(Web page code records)

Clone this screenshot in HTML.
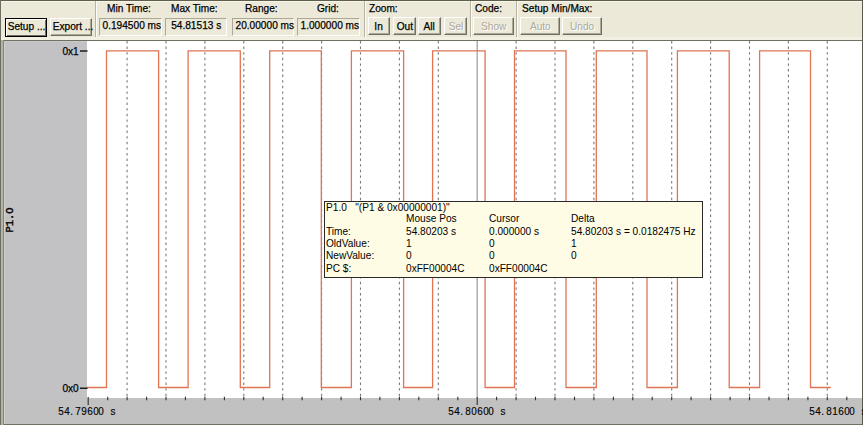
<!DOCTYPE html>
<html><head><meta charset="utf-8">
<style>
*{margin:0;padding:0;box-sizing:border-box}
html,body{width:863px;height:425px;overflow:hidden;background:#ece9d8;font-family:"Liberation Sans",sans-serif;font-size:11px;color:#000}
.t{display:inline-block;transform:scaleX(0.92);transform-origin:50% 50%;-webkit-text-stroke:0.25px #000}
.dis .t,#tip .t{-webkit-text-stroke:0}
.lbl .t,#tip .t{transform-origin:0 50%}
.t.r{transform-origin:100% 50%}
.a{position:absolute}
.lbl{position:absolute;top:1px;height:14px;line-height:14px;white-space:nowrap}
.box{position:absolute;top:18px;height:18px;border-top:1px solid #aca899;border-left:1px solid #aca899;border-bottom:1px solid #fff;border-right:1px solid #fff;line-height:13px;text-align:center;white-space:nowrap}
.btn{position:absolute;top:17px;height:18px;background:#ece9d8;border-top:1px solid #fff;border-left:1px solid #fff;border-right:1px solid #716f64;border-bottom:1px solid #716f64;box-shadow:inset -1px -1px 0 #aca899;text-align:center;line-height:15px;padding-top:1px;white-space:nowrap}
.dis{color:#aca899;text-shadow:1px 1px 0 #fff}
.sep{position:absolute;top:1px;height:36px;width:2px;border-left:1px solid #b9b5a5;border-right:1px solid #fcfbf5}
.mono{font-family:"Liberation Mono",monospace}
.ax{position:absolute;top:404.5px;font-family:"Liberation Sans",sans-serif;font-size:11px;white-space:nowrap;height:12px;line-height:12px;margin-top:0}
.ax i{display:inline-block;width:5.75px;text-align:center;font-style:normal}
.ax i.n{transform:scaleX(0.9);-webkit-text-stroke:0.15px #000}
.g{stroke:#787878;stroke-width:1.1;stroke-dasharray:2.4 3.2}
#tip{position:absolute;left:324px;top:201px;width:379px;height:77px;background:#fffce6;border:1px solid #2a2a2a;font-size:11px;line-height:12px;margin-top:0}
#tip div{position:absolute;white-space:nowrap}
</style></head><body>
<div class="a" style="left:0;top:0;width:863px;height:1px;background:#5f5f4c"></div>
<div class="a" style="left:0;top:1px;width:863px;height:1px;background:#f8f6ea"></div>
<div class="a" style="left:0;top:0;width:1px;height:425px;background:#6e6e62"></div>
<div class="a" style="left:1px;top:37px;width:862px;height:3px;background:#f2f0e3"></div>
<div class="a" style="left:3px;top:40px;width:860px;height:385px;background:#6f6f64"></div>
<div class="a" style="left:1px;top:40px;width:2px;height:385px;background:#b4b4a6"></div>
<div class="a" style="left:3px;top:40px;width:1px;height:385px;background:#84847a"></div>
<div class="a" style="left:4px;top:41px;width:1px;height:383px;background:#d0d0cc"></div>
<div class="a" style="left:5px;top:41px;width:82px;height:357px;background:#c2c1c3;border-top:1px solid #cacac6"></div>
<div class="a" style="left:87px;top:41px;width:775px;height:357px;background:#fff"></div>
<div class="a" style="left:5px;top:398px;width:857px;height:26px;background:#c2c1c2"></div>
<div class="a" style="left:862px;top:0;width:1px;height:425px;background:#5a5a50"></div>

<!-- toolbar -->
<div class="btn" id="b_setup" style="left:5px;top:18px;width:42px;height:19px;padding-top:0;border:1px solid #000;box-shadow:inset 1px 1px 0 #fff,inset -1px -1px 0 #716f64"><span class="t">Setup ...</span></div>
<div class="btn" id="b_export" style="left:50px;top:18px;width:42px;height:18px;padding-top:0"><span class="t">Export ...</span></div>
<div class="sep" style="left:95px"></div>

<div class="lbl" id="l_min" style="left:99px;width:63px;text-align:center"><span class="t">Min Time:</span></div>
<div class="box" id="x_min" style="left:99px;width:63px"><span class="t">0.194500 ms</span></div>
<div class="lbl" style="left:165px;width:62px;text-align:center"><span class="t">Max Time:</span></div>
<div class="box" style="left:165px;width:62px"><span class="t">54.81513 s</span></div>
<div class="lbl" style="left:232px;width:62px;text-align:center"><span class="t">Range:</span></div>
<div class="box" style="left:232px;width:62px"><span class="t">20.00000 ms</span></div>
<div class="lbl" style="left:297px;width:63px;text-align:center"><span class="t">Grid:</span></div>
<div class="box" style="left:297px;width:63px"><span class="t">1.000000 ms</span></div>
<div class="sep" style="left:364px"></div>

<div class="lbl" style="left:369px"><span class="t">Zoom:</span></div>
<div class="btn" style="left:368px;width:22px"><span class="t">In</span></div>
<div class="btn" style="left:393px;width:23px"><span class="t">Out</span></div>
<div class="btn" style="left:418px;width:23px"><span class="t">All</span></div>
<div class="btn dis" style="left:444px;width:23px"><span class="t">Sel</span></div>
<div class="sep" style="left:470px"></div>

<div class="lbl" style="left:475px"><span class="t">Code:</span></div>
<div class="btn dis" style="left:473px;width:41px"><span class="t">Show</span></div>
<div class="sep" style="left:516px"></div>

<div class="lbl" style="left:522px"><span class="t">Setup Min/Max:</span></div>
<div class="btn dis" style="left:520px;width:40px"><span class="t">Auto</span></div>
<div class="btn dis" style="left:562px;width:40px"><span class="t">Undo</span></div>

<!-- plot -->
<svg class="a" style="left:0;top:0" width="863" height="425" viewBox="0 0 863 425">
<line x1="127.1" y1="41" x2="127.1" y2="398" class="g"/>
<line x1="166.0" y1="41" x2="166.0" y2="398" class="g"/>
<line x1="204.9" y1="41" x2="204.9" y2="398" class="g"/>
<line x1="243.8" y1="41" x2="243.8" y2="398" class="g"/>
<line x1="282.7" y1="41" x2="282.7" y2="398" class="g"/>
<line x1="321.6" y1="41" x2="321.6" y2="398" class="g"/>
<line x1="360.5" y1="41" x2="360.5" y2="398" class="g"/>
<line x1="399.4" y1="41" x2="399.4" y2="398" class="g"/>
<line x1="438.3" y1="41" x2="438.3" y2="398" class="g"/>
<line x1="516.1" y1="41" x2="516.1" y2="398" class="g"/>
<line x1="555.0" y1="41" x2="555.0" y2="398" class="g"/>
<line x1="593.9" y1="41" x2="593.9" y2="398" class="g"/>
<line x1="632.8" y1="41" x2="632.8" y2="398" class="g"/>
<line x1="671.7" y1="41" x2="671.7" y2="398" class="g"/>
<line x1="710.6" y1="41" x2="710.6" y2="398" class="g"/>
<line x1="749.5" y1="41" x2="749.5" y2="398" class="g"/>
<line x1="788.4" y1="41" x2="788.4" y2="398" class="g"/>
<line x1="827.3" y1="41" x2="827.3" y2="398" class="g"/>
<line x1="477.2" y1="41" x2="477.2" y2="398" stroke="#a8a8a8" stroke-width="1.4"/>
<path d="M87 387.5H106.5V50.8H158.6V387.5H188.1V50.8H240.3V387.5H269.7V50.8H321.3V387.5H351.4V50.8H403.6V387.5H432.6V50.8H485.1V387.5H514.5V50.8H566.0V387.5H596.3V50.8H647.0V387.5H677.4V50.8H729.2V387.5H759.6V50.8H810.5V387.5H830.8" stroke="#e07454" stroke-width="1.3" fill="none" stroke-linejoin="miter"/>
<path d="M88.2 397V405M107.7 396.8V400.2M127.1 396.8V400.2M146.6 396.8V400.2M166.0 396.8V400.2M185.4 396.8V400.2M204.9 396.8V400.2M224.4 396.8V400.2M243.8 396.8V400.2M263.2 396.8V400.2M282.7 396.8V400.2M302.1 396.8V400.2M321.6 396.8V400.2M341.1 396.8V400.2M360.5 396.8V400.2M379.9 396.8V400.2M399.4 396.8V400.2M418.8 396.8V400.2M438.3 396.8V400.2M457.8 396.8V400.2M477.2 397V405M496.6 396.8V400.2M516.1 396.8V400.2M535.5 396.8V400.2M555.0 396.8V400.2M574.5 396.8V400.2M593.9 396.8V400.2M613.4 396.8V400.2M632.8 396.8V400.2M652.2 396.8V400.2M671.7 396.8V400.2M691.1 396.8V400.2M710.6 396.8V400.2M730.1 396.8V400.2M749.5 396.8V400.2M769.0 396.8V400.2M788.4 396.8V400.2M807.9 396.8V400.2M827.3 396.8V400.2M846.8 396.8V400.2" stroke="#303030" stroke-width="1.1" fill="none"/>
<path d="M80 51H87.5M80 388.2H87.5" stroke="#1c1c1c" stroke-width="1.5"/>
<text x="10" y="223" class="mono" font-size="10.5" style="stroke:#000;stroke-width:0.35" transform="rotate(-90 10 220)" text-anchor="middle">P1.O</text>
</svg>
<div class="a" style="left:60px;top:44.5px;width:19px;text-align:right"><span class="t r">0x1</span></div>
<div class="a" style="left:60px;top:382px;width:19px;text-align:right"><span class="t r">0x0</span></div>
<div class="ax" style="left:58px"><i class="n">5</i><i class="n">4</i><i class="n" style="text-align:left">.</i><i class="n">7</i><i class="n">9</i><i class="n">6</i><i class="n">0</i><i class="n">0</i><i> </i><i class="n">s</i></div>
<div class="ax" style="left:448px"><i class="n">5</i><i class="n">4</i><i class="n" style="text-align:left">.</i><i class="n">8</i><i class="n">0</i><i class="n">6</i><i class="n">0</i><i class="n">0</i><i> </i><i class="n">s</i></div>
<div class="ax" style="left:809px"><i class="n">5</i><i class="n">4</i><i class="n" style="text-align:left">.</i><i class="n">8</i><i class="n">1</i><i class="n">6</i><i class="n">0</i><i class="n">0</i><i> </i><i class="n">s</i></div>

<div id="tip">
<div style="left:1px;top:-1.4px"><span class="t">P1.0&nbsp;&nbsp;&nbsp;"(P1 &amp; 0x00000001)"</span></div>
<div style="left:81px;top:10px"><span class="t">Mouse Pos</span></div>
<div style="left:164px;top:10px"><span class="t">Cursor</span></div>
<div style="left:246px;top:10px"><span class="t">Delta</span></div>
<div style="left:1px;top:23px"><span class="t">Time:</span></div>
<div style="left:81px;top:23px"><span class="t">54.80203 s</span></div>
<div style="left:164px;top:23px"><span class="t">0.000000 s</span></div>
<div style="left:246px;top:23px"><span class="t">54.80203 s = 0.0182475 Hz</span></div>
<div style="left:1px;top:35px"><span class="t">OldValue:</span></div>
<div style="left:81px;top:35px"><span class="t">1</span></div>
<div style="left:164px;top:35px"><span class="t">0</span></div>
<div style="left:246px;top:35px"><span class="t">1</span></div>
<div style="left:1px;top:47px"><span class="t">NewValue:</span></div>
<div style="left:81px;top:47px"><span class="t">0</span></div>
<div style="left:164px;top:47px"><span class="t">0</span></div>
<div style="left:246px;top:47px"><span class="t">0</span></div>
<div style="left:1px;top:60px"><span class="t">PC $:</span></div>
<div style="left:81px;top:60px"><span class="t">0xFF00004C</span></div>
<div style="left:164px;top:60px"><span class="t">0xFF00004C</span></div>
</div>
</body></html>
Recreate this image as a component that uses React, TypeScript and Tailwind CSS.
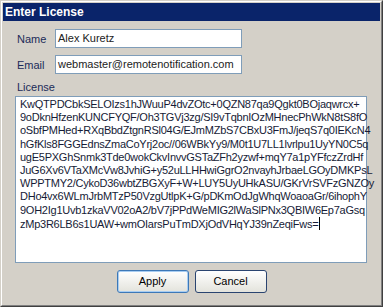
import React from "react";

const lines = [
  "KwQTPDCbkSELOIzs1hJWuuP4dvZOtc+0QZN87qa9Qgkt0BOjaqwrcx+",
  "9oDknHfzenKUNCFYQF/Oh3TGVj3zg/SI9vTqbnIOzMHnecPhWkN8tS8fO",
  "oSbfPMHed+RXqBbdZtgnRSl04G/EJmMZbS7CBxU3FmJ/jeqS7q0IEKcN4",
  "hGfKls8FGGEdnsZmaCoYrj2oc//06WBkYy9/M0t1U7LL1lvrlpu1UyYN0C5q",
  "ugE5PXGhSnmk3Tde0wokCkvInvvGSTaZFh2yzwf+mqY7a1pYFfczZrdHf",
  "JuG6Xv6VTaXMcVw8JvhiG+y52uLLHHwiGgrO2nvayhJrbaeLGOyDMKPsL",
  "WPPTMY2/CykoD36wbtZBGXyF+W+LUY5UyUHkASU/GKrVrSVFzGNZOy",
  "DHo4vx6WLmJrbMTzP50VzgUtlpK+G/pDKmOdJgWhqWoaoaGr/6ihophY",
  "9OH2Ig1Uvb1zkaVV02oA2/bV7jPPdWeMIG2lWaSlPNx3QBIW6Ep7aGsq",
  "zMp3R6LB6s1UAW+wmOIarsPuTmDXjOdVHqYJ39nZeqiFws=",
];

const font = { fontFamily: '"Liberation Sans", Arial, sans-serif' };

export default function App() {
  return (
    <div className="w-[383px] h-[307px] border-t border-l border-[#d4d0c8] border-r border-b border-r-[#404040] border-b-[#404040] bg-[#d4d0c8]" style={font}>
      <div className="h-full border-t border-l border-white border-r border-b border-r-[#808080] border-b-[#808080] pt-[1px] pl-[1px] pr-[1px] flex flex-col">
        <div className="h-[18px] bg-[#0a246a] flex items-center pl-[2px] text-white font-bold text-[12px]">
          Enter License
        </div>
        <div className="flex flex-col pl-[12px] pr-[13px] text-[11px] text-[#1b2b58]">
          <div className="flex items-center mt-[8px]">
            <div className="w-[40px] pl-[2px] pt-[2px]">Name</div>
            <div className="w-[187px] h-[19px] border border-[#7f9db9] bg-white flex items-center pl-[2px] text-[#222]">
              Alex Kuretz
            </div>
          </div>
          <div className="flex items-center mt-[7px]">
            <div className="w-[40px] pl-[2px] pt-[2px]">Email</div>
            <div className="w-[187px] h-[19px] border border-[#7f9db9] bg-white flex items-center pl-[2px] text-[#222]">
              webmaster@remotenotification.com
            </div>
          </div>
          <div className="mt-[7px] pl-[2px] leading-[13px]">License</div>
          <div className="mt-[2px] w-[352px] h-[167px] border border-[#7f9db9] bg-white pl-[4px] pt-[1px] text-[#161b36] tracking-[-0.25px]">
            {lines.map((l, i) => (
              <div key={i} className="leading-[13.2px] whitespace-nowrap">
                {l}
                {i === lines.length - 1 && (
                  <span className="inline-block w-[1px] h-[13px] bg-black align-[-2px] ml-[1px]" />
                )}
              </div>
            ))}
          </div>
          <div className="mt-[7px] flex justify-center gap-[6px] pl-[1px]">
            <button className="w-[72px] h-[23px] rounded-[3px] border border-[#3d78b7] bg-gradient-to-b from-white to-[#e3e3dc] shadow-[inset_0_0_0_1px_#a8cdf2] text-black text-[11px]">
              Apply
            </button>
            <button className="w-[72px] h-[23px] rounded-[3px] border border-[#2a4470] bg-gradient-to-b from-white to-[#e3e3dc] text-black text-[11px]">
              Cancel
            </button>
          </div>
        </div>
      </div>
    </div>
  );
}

• Requirements
Write out exactly the lines from the one that has "Recreate this image" down to the one that has "import React from", including both. Pictures stay out of the copy.

• Exercise output
Recreate this image as a component that uses React, TypeScript and Tailwind CSS.
import React from "react";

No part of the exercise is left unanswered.